For all you entrepreneurs looking to raise that initial seed capital, in short a good prototype, simple business plan, and a solid team are -in my view- what’s needed to help raise your capital. So, let’s fast forward to the early days just after your initial raise. You did it! The term sheets have been agreed, contracts signed, and the money is in the bank. It’s a fact- you are now officially an entrepreneur!
Once the adrenalin dies down and you start to remember what sleep feels like again, it’s time to get down to business. I can only comment on how I felt just after raising my funding, but I would describe it as like my first day at a new school with my final exams in the afternoon. All the planning and discussions of what will happen “once we raise the money” are now real- that first day finally arrived. The funny part about these feelings are that, if you already have your prototype and small team, it doesn’t change much. This is why going back to the previous article- the prototype stage and team members are so important.
For me and Brndstr, we were well prepared and setup. All our domains had been secured, emails setup and alpha versions finished. We also had our draft designs and branding for all logos and corporate material- it just needed polishing and finalizing. These were actually the first tasks I tackled. My view was once we had a confirmed look and feel of the business, the more we saw it and mentioned it, the quicker it would become real. For anyone who hasn’t experienced it before- calling up someone and saying you are from a company name that you and your team created is kind of wild, especially when you’ve left out all the vowels: “Hi, its Simon from BRNDSTR.” #Epic.
In my opinion this was a great boost for the team and also helped bring it all to life, but don’t spend a lot of time and money at this stage. It’s the fun part, but remember you have a company now and there are other jobs to do. If you haven’t yet tried it, a great start would be to check out 99designs.com. Next, formation of the company and legalizing everything. You should have already recruited a lawyer to draft your term sheets and contracts, if not then make this your first task.
Everyone I have spoken to has their own opinion of where and how to structure the formation of your company. My advice is do your own research and feel comfortable in what you decide. It’s very similar to building a house- the plot of land, location, size and cost is the most important part of the project. The same applies for your company; take advice outside of your founders and spend time making the right choice. Once decided, get the wheels in motion but don’t let it consume you and your resources, because there’s a lot more to do.
Laying the Foundation
NewCo. LLC is now setup, now what? Hold up! Let’s rewind. This sounds like a very straightforward and quick process, but it’s not as easy as you may think. Depending on where and how you structure the business, it can take a long time. A key bit of advice is to see this setup as one of your three juggling balls. You’ll need to keep an eye on it and guide it in the right direction, but there are other elements that also need your attention.

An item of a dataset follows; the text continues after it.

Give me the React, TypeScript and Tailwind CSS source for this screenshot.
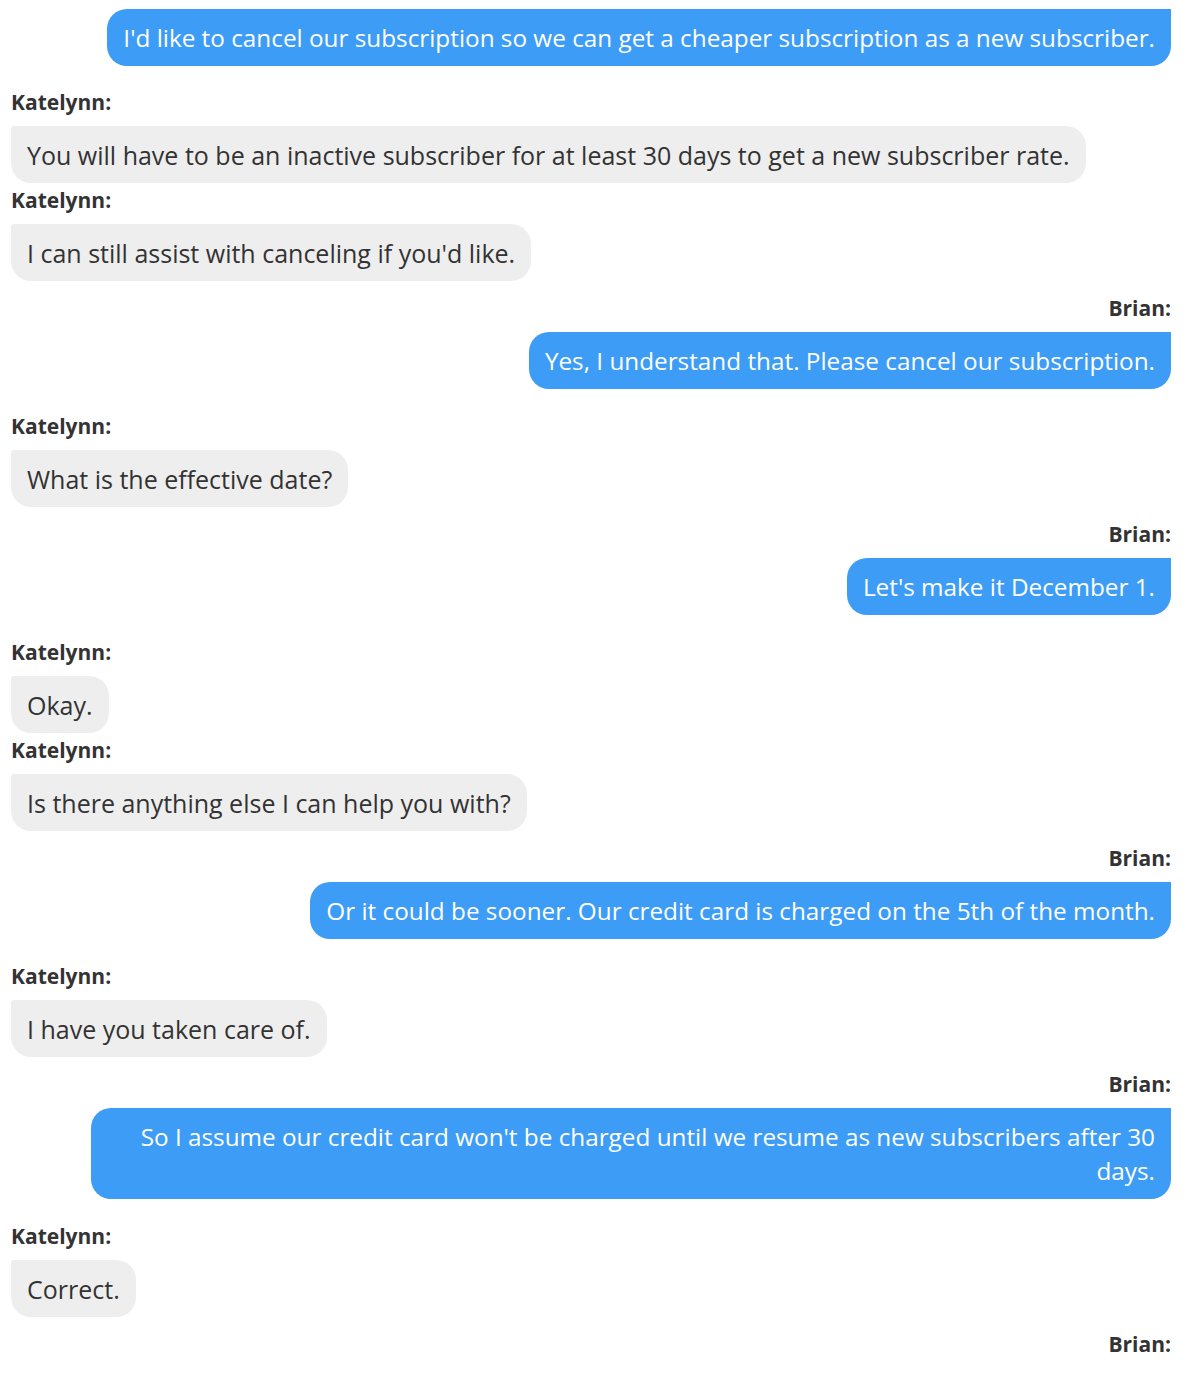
import React from 'react'

type Message = {
  from: 'Katelynn' | 'Brian'
  text: string
  hideName?: boolean
}

// transcript, oldest first (the top one is scrolled so its name is cut off)
const messages: Message[] = [
  { from: 'Brian', text: "I'd like to cancel our subscription so we can get a cheaper subscription as a new subscriber.", hideName: true },
  { from: 'Katelynn', text: 'You will have to be an inactive subscriber for at least 30 days to get a new subscriber rate.' },
  { from: 'Katelynn', text: "I can still assist with canceling if you'd like." },
  { from: 'Brian', text: 'Yes, I understand that. Please cancel our subscription.' },
  { from: 'Katelynn', text: 'What is the effective date?' },
  { from: 'Brian', text: "Let's make it December 1." },
  { from: 'Katelynn', text: 'Okay.' },
  { from: 'Katelynn', text: 'Is there anything else I can help you with?' },
  { from: 'Brian', text: 'Or it could be sooner. Our credit card is charged on the 5th of the month.' },
  { from: 'Katelynn', text: 'I have you taken care of.' },
  { from: 'Brian', text: "So I assume our credit card won't be charged until we resume as new subscribers after 30 days." },
  { from: 'Katelynn', text: 'Correct.' },
]

const ChatBubble = ({ message }: { message: Message }) => {
  const isMe = message.from === 'Brian'

  if (isMe) {
    return (
      <div className={message.hideName ? 'flex flex-col items-end mb-[19px]' : 'flex flex-col items-end mt-[13px] mb-[20px]'}>
        {!message.hideName && (
          <div className='text-[21px] leading-[28px] font-bold text-[#333333] mb-[10px]'>
            {message.from}:
          </div>
        )}
        <div className='max-w-[1080px] bg-[#3d9cf6] text-white text-right text-[24.3px] leading-[34px] px-4 py-[11.5px] rounded-[20px] rounded-tr-none'>
          {message.text}
        </div>
      </div>
    )
  }

  return (
    <div className='flex flex-col items-start mt-[3px]'>
      <div className='text-[21px] leading-[28px] font-bold text-[#333333] mb-[10px]'>
        {message.from}:
      </div>
      <div className='max-w-[1080px] bg-[#eeeeee] text-[#333333] text-[25px] leading-[34px] px-4 py-[11.5px] rounded-[20px] rounded-tl-[3px]'>
        {message.text}
      </div>
    </div>
  )
}

const App = () => {
  return (
    <div
      className='min-h-[1374px] bg-white pl-[11px] pr-[15px] pt-[9px]'
      style={{ fontFamily: '"Open Sans", "Noto Sans", sans-serif' }}
    >
      <div className='flex flex-col'>
        {messages.map((m, i) => (
          <ChatBubble key={i} message={m} />
        ))}
        {/* last name label, bubble is below the fold */}
        <div className='flex justify-end mt-[13px]'>
          <div className='text-[21px] leading-[28px] font-bold text-[#333333]'>
            Brian:
          </div>
        </div>
      </div>
    </div>
  )
}

export default App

One of your biggest reasons for raising seed capital is to recruit new members of the team and develop what you have on paper or the product at prototype stage. Anyone will tell you that good, talented people are hard to find. I know it may be exciting and that you’ll be keen to start developing, but make sure you bring the right people onboard. These people are vital to the success of your business during the startup stage. I found that choosing the right software to help power your business from day one is great plus. Tools such as Asana, Basecamp, HipChat and Pivotal Tracker are just a few. Setting these standards from the outset will benefit you later.
As I have mentioned before, I can only comment on what I have personally experienced and specifically in the arena of a tech startup. What I do believe though is that if you follow a few key basics you are well positioned to succeed. I have learned that there is no rule book, but taking advice and listening to people’s experiences helps 100%- ultimately you are now the decision maker so the buck stops with you.
Over to you fellow ‘treps- good luck in your formation and once again congratulations on the funding. Let’s do this!